I’m in all of my characters. I’m even in Harriet from This is Your Life, Harriet Chance! I think there are universal emotional responses to things. There’s always the saying to walk a mile in someone’s shoes. Take that a step further and strip away the self. Instead of being a 49 year old guy, I was a 79 year old woman. My history was her history. You start piling that stuff on and the new character’s decisions start to become real. That’s the greatest thing for me: coming out of the other end of a book and feeling like I’m a more expansive person.
The range of experience I can access without having to leave a chair is what keeps me about writing. I write about reinvention, that’s the unifying nature of my works, but I love exploring the lives of characters. I can ride a bus through downtown Seattle and my mind is racing. I can see a guy out the window standing on a corner wearing a jacket and my mind is thinking about what his home life is like.
‘The Great Gatsby’ is the Great American Novel for WASPs.

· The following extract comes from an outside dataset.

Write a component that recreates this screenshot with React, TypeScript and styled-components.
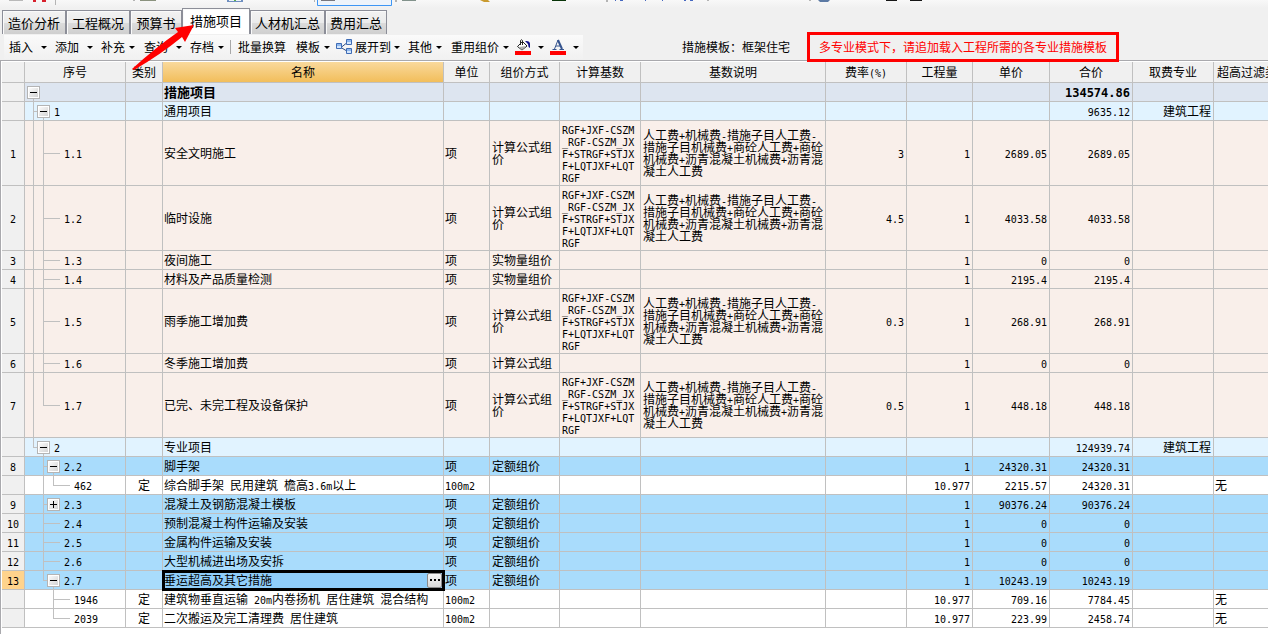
import React from 'react';
import styled, { createGlobalStyle, css } from 'styled-components';

const LINE = '#c0c0c0';

const GlobalStyle = createGlobalStyle`
  * { box-sizing: border-box; }
  html, body { margin: 0; padding: 0; }
  body {
    background: #ffffff;
    color: #000;
    font: 12px/12px "Noto Sans CJK SC", sans-serif;
    overflow-x: hidden;
  }
  button { font: inherit; color: inherit; border: 0; padding: 0; background: none; cursor: default; }
`;

/* ---------- text ---------- */

const Latin = styled.span<{ $bold?: boolean }>`
  font-family: "DejaVu Sans Mono", monospace;
  font-size: ${p => (p.$bold ? 12 : 10)}px;
  line-height: 8px;
`;

/* Latin runs take half the width of a Chinese character */
const Mixed = ({ text, bold }: { text: string; bold?: boolean }) => (
  <>
    {(text.match(/[\x20-\x7e]+|[^\x20-\x7e]+/g) || []).map((part, i) =>
      /^[\x20-\x7e]/.test(part) ? <Latin key={i} $bold={bold}>{part}</Latin> : part,
    )}
  </>
);

/* ---------- page head ---------- */

const Page = styled.main`
  position: relative;
  min-height: 100vh;
  display: flex;
  flex-direction: column;
  overflow: hidden;
`;

const Head = styled.header`
  background: #f0f0f0;
`;

const UpperStrip = styled.div`
  height: 8px;
  background: linear-gradient(#f8f8f8, #f0f0f0);
`;

const Tabs = styled.nav`
  display: flex;
  align-items: flex-end;
  height: 26px;
  padding-left: 2px;
`;

const Tab = styled.button<{ $active?: boolean; $w: number }>`
  width: ${p => p.$w}px;
  height: 24px;
  border: 1px solid #8c8e98;
  border-bottom: 0;
  font-size: 13px;
  line-height: 22px;
  white-space: nowrap;
  background: linear-gradient(#f2f2f2 0%, #ebebeb 50%, #dcdcdc 51%, #cfcfcf 100%);
  box-shadow: inset 1px 1px #fafafa;
  ${p => p.$active && css`
    height: 26px;
    padding-bottom: 2px;
    background: #ffffff;
  `}
`;

const ToolRow = styled.div`
  display: flex;
  align-items: center;
  height: 26px;
  padding-left: 4px;
`;

const Toolbar = styled.div`
  display: flex;
  align-items: center;
  height: 24px;
  width: 579px;
  padding-left: 5px;
  background: linear-gradient(#fafafa, #f1f1f1);
`;

const Tool = styled.button<{ $w: number; $gap?: number }>`
  display: flex;
  align-items: center;
  gap: ${p => p.$gap ?? 4}px;
  width: ${p => p.$w}px;
  height: 22px;
  white-space: nowrap;
`;

const Caret = styled.i`
  border: 3px solid transparent;
  border-top-color: #000;
  border-bottom: 0;
`;

const Divider = styled.span`
  width: 1px;
  height: 14px;
  margin-right: 7px;
  background: #a8a8a8;
`;

const TemplateLabel = styled.span`
  margin-left: 99px;
  white-space: nowrap;
`;

const Notice = styled.strong`
  position: relative;
  z-index: 2;
  flex: none;
  margin-left: 17px;
  height: 30px;
  padding: 0 9px;
  border: 3px solid #ff0000;
  background: #f0f0f0;
  color: #ff0000;
  font-weight: 400;
  line-height: 24px;
`;

const Arrow = styled.svg`
  position: absolute;
  left: 125px;
  top: 15px;
  z-index: 3;
  pointer-events: none;
`;

/* ---------- grid ---------- */

const GridFrame = styled.section`
  flex: 1;
  overflow: hidden;
  border-top: 1px solid #a9a9ad;
  border-left: 1px solid #a9a9ad;
  padding: 1px 0 0 1px;
  background: #fff;
`;

const Table = styled.table`
  table-layout: fixed;
  width: max(100%, 1293px);
  border-collapse: separate;
  border-spacing: 0;
`;

const HeadCell = styled.th<{ $selected?: boolean; $left?: boolean }>`
  height: 21px;
  padding: 0 3px;
  border-right: 1px solid ${LINE};
  border-bottom: 1px solid ${LINE};
  background: ${p => (p.$selected ? 'linear-gradient(#f9d99c, #f2be5b)' : '#f0f0f0')};
  font-weight: 400;
  white-space: nowrap;
  text-align: ${p => (p.$left ? 'left' : 'center')};
`;

type Tone = 'root' | 'group' | 'pink' | 'blue' | 'plain';
const tones: Record<Tone, string> = {
  root: '#dde5f0',
  group: '#e1f3ff',
  pink: '#f9efea',
  blue: '#a9dcfc',
  plain: '#ffffff',
};

const Row = styled.tr<{ $tone: Tone; $tall?: boolean }>`
  height: ${p => (p.$tall ? 65 : 19)}px;
  background: ${p => tones[p.$tone]};
`;

const Cell = styled.td<{ $align?: 'right' | 'center'; $wrap?: boolean; $bold?: boolean }>`
  padding: 0 1px;
  border-right: 1px solid ${LINE};
  border-bottom: 1px solid ${LINE};
  text-align: ${p => p.$align ?? 'left'};
  white-space: ${p => (p.$wrap ? 'normal' : 'nowrap')};
  line-break: anywhere;
  ${p => p.$wrap && css`padding-left: 2px;`}
  ${p => p.$align === 'right' && css`padding-right: 2px;`}
  ${p => p.$bold && css`font-size: 13px; font-weight: 700;`}
`;

const RowNumber = styled.th<{ $active?: boolean }>`
  padding: 0;
  border-right: 1px solid ${LINE};
  border-bottom: 1px solid ${LINE};
  background: ${p => (p.$active ? '#ffd38c' : '#f0f0f0')};
  font-weight: 400;
`;

const TreeCell = styled(Cell)`
  padding: 0 0 0 2px;
`;

const TreeLine = styled.div<{ $tall?: boolean }>`
  display: flex;
  height: ${p => (p.$tall ? 64 : 18)}px;
  line-height: ${p => (p.$tall ? 64 : 18)}px;
`;

const fill = `linear-gradient(${LINE}, ${LINE})`;

type GuideKind = 'none' | 'pipe' | 'tee' | 'elbow';
const Guide = styled.span<{ $kind: GuideKind; $mid: number }>`
  width: 10px;
  background-repeat: no-repeat;
  ${p => p.$kind !== 'none' && css`
    background-image: ${fill}, ${fill};
    background-position: 6px 0, 6px ${p.$mid}px;
    background-size: 1px ${p.$kind === 'elbow' ? `${p.$mid}px` : '100%'}, ${p.$kind === 'pipe' ? 0 : 4}px 1px;
    background-repeat: no-repeat;
  `}
`;

const Leader = styled.span<{ $mid: number }>`
  width: 13px;
  margin-right: 4px;
  background: ${fill} 0 ${p => p.$mid}px / 13px 1px no-repeat;
`;

const NodeSlot = styled.span<{ $open: boolean }>`
  width: 13px;
  margin-right: 4px;
  padding-top: 3px;
  background: ${fill} 6px 100% / 1px ${p => (p.$open ? 4 : 0)}px no-repeat;
`;

const Toggle = styled.button<{ $open: boolean }>`
  display: block;
  width: 13px;
  height: 13px;
  border: 1px solid #b4b4b4;
  box-shadow: inset 0 0 0 1px #fff;
  background:
    linear-gradient(#000, #000) 2px 5px / 7px 1px no-repeat,
    linear-gradient(#000, #000) 5px 2px / 1px ${p => (p.$open ? 0 : 7)}px no-repeat,
    linear-gradient(135deg, #ffffff, #cfcfcf);
`;

const FocusCell = styled(Cell)`
  position: relative;
  outline: 3px solid #000;
  outline-offset: -2px;
  background: #90cefa;
`;

const FocusLine = styled.div`
  display: flex;
  align-items: center;
  justify-content: space-between;
  height: 18px;
`;

const MoreButton = styled.button`
  display: flex;
  align-items: center;
  justify-content: center;
  gap: 2px;
  width: 15px;
  height: 15px;
  border: 1px solid #8a8a8a;
  border-radius: 2px;
  background: linear-gradient(#f6f6f6, #d6d6d6);
`;

const Dot = styled.i`
  width: 2px;
  height: 2px;
  background: #000;
`;

/* ---------- data ---------- */

const columns: [string, number][] = [
  ['', 23], ['序号', 101], ['类别', 37], ['名称', 281], ['单位', 46], ['组价方式', 70],
  ['计算基数', 81], ['基数说明', 185], ['费率(%)', 81], ['工程量', 66], ['单价', 77],
  ['合价', 83], ['取费专业', 81], ['超高过滤类别', 0],
];

const FORMULA = 'RGF+JXF-CSZM_RGF-CSZM_JXF+STRGF+STJXF+LQTJXF+LQTRGF';
const FORMULA_TEXT = '人工费+机械费-措施子目人工费-措施子目机械费+商砼人工费+商砼机械费+沥青混凝土机械费+沥青混凝土人工费';

interface Item {
  no?: string; tone: Tone; guides: GuideKind[]; toggle?: 'open' | 'closed'; code?: string;
  kind?: string; name: string; unit?: string; method?: string; formula?: boolean;
  rate?: string; qty?: string; price?: string; total?: string; major?: string; high?: string;
}

const pink = (no: string, name: string, method: string, price: string, rate?: string, last?: boolean): Item => ({
  no, tone: 'pink', guides: ['pipe', last ? 'elbow' : 'tee'], code: `1.${no}`, name, unit: '项', method,
  formula: !!rate, rate, qty: '1', price, total: price,
});
const blue = (no: string, code: string, name: string, price: string, toggle?: 'open' | 'closed', last?: boolean): Item => ({
  no, tone: 'blue', guides: ['none', last ? 'elbow' : 'tee'], toggle, code, name, unit: '项', method: '定额组价',
  qty: '1', price, total: price,
});
const quota = (code: string, name: string, price: string, total: string, guides: GuideKind[]): Item => ({
  tone: 'plain', guides, code, kind: '定', name, unit: '100m2', qty: '10.977', price, total, high: '无',
});

const items: Item[] = [
  { tone: 'root', guides: [], toggle: 'open', name: '措施项目', total: '134574.86' },
  { tone: 'group', guides: ['tee'], toggle: 'open', code: '1', name: '通用项目', total: '9635.12', major: '建筑工程' },
  pink('1', '安全文明施工', '计算公式组价', '2689.05', '3'),
  pink('2', '临时设施', '计算公式组价', '4033.58', '4.5'),
  pink('3', '夜间施工', '实物量组价', '0'),
  pink('4', '材料及产品质量检测', '实物量组价', '2195.4'),
  pink('5', '雨季施工增加费', '计算公式组价', '268.91', '0.3'),
  pink('6', '冬季施工增加费', '计算公式组', '0'),
  pink('7', '已完、未完工程及设备保护', '计算公式组价', '448.18', '0.5', true),
  { tone: 'group', guides: ['elbow'], toggle: 'open', code: '2', name: '专业项目', total: '124939.74', major: '建筑工程' },
  blue('8', '2.2', '脚手架', '24320.31', 'open'),
  quota('462', '综合脚手架 民用建筑 檐高3.6m以上', '2215.57', '24320.31', ['none', 'pipe', 'elbow']),
  blue('9', '2.3', '混凝土及钢筋混凝土模板', '90376.24', 'closed'),
  blue('10', '2.4', '预制混凝土构件运输及安装', '0'),
  blue('11', '2.5', '金属构件运输及安装', '0'),
  blue('12', '2.6', '大型机械进出场及安拆', '0'),
  blue('13', '2.7', '垂运超高及其它措施', '10243.19', 'open', true),
  quota('1946', '建筑物垂直运输 20m内卷扬机 居住建筑 混合结构', '709.16', '7784.45', ['none', 'none', 'tee']),
  quota('2039', '二次搬运及完工清理费 居住建筑', '223.99', '2458.74', ['none', 'none', 'elbow']),
];

const tabs: [string, number][] = [
  ['造价分析', 64], ['工程概况', 64], ['预算书', 52], ['措施项目', 68], ['人材机汇总', 75], ['费用汇总', 62],
];

/* ---------- icons ---------- */

const StripIcons = styled.svg`
  display: block;
`;

const ClippedIcons = () => (
  <StripIcons width="940" height="6" aria-hidden="true">
    <path d="M9 0h14v1H9z" fill="#b9b9b9" />
    <path d="M33 0h3v2h-3zM42 0h4v2h-4z" fill="#d8202c" />
    <path d="M55 0h1v5h-1zM133 0h2v1h-2zM314 0h1v2h-1zM395 0h2v2h-2zM606 0h2v2h-2zM707 0h2v1h-2zM809 0h2v1h-2z" fill="#b4b4b4" />
    <path d="M140 0h16v1h-16z" fill="#8a927e" />
    <path d="M227 0h16v2h-16z" fill="#6f8fc0" />
    <path d="M229 0h5v1h-5zM236 0h5v1h-5z" fill="#eef4fb" />
    <path d="M234 0h2v1h-2z" fill="#58b04a" />
    <path d="M317.500 -1v6.500h74v-6.500" fill="#eef4fb" stroke="#3d96f5" />
    <path d="M321 0h14v1h-14z" fill="#77777f" />
    <path d="M402 0h14v1h-14z" fill="#82928c" />
    <path d="M480 0h8l2 2h-6z" fill="#c99a2e" />
    <path d="M552 0h14v1h-14z" fill="#083408" />
    <path d="M615 0h1v1h-1zM620 0h3v1h-3zM645 0h1v1h-1zM662 0h1v1h-1zM684 0h2v1h-2zM690 0h3v1h-3z" fill="#4668c0" />
    <path d="M818 0h12l-2 2h-8z" fill="#5c7aa4" />
    <path d="M886 0h11v1h-11zM910 0h12v1h-12z" fill="#161616" />
  </StripIcons>
);

const ExpandIcon = () => (
  <svg width="16" height="16" viewBox="0 0 16 16" aria-hidden="true">
    <path d="M5 8.500l5-4M5 8.500l5 3" fill="none" stroke="#2f4f86" />
    <path d="M.5 4.500h5v5h-5zM10.500.500h5v5h-5zM10.500 9.500h5v5h-5z" fill="#8fb8ee" stroke="#3f6cb5" />
    <path d="M1 7h4v2H1zM11 3h4v2h-4zM11 12h4v2h-4z" fill="#d4e6fb" />
  </svg>
);

const BucketIcon = () => (
  <svg width="16" height="16" viewBox="0 0 16 16" aria-hidden="true">
    <path d="M2.500 7.500 7.500 2.500 12 7 7 11z" fill="#fff" stroke="#222" />
    <path d="M4 8l7-1-4 4z" fill="#b0b0b0" />
    <path d="M5.500 6V1.500q1-1.500 2 0V6" fill="none" stroke="#222" />
    <path d="M10 2q5-.5 5 3v4q-2-1-2-4z" fill="#10108c" />
    <path d="M0 12h16v4H0z" fill="#ff0000" />
  </svg>
);

const FontColorIcon = () => (
  <svg width="16" height="16" viewBox="0 0 16 16" aria-hidden="true">
    <path d="M2.500 10.500h4M9.500 10.500h4.500M4.500 10 8 1M6 7h4.500" fill="none" stroke="#35548f" />
    <path d="M8 1l4 9" stroke="#35548f" strokeWidth="2" />
    <path d="M0 12h16v4H0z" fill="#ff0000" />
  </svg>
);

/* ---------- parts ---------- */

const ItemRow = ({ item }: { item: Item }) => {
  const tall = !!item.formula;
  const mid = tall ? 32 : 9;
  const bold = item.tone === 'root';
  const num = (v?: string) => (
    <Cell $align="right" $bold={bold}><Mixed text={v ?? ''} bold={bold} /></Cell>
  );
  return (
    <Row $tone={item.tone} $tall={tall}>
      <RowNumber scope="row" $active={item.no === '13'}><Mixed text={item.no ?? ''} /></RowNumber>
      <TreeCell>
        <TreeLine $tall={tall}>
          {item.guides.map((g, i) => <Guide key={i} $kind={g} $mid={mid} />)}
          {item.toggle ? (
            <NodeSlot $open={item.toggle === 'open'}>
              <Toggle $open={item.toggle === 'open'} aria-label={`展开或折叠${item.name}`} />
            </NodeSlot>
          ) : <Leader $mid={mid} />}
          <div><Mixed text={item.code ?? ''} /></div>
        </TreeLine>
      </TreeCell>
      <Cell $align="center">{item.kind}</Cell>
      {item.no === '13' ? (
        <FocusCell>
          <FocusLine>
            {item.name}
            <MoreButton aria-label="更多"><Dot /><Dot /><Dot /></MoreButton>
          </FocusLine>
        </FocusCell>
      ) : <Cell $bold={bold}><Mixed text={item.name} /></Cell>}
      <Cell><Mixed text={item.unit ?? ''} /></Cell>
      <Cell $wrap>{item.method}</Cell>
      <Cell $wrap>{item.formula && <Mixed text={FORMULA} />}</Cell>
      <Cell $wrap>{item.formula && <Mixed text={FORMULA_TEXT} />}</Cell>
      {num(item.rate)}
      {num(item.qty)}
      {num(item.price)}
      {num(item.total)}
      {num(item.major)}
      <Cell>{item.high}</Cell>
    </Row>
  );
};

export default function App() {
  return (
    <Page>
      <GlobalStyle />
      <Head>
        <UpperStrip><ClippedIcons /></UpperStrip>
        <Tabs>
          {tabs.map(([label, w]) => (
            <Tab key={label} $w={w} $active={label === '措施项目'}>{label}</Tab>
          ))}
        </Tabs>
        <ToolRow>
          <Toolbar>
            <Tool $w={46} $gap={8}>插入<Caret /></Tool>
            <Tool $w={46} $gap={8}>添加<Caret /></Tool>
            <Tool $w={43}>补充<Caret /></Tool>
            <Tool $w={46} $gap={8}>查询<Caret /></Tool>
            <Tool $w={40}>存档<Caret /></Tool>
            <Divider />
            <Tool $w={58}>批量换算</Tool>
            <Tool $w={40}>模板<Caret /></Tool>
            <Tool $w={72} $gap={3}><ExpandIcon />展开到<Caret /></Tool>
            <Tool $w={43}>其他<Caret /></Tool>
            <Tool $w={64}>重用组价<Caret /></Tool>
            <Tool $w={35} $gap={7} aria-label="填充颜色"><BucketIcon /><Caret /></Tool>
            <Tool $w={29} $gap={7} aria-label="字体颜色"><FontColorIcon /><Caret /></Tool>
          </Toolbar>
          <TemplateLabel>措施模板：框架住宅</TemplateLabel>
          <Notice>多专业模式下，请追加载入工程所需的各专业措施模板</Notice>
        </ToolRow>
      </Head>
      <GridFrame>
        <Table>
          <colgroup>
            {columns.map(([label, w]) => (
              <col key={label} width={w || undefined} />
            ))}
          </colgroup>
          <thead>
            <tr>
              {columns.map(([label, w]) => (
                <HeadCell key={label} scope="col" $selected={label === '名称'} $left={!w}>
                  <Mixed text={label} />
                </HeadCell>
              ))}
            </tr>
          </thead>
          <tbody>
            {items.map((item, i) => <ItemRow key={i} item={item} />)}
          </tbody>
        </Table>
      </GridFrame>
      <Arrow width="80" height="60" viewBox="0 0 80 60" aria-hidden="true">
        <path d="M7 54Q30 33 53 17L50 13 69 10 60 27 57 22Q35 40 9 55z" fill="#ff0000" />
      </Arrow>
    </Page>
  );
}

AV: I know a lot of high school teachers use The Great Gatsby as the gateway to introduce students to the American Dream —
JE: The Great Gatsby is the Great American Novel for WASPs. I’m not degrading the book; it’s a beautiful book. It’s an amazing, luminescent piece of literature. But for me, it’s just the Great American Novel for a very small cross section of the world. If I were to look at the Great Jewish American Novel, for instance, I would suggest What Makes Sammy Run? by Budd Schulberg. I wanted to write the Great American Landscaping Novel. I wanted to write the Great American Novel for the working class poor.
AV: What are the plans now that the Great American Landscaping Novel is out in the world?
I turned in a new book last week. The working title is Legends of the North Cascades. It’s a big book that jumps through 15,000 years of history about the American Northwest.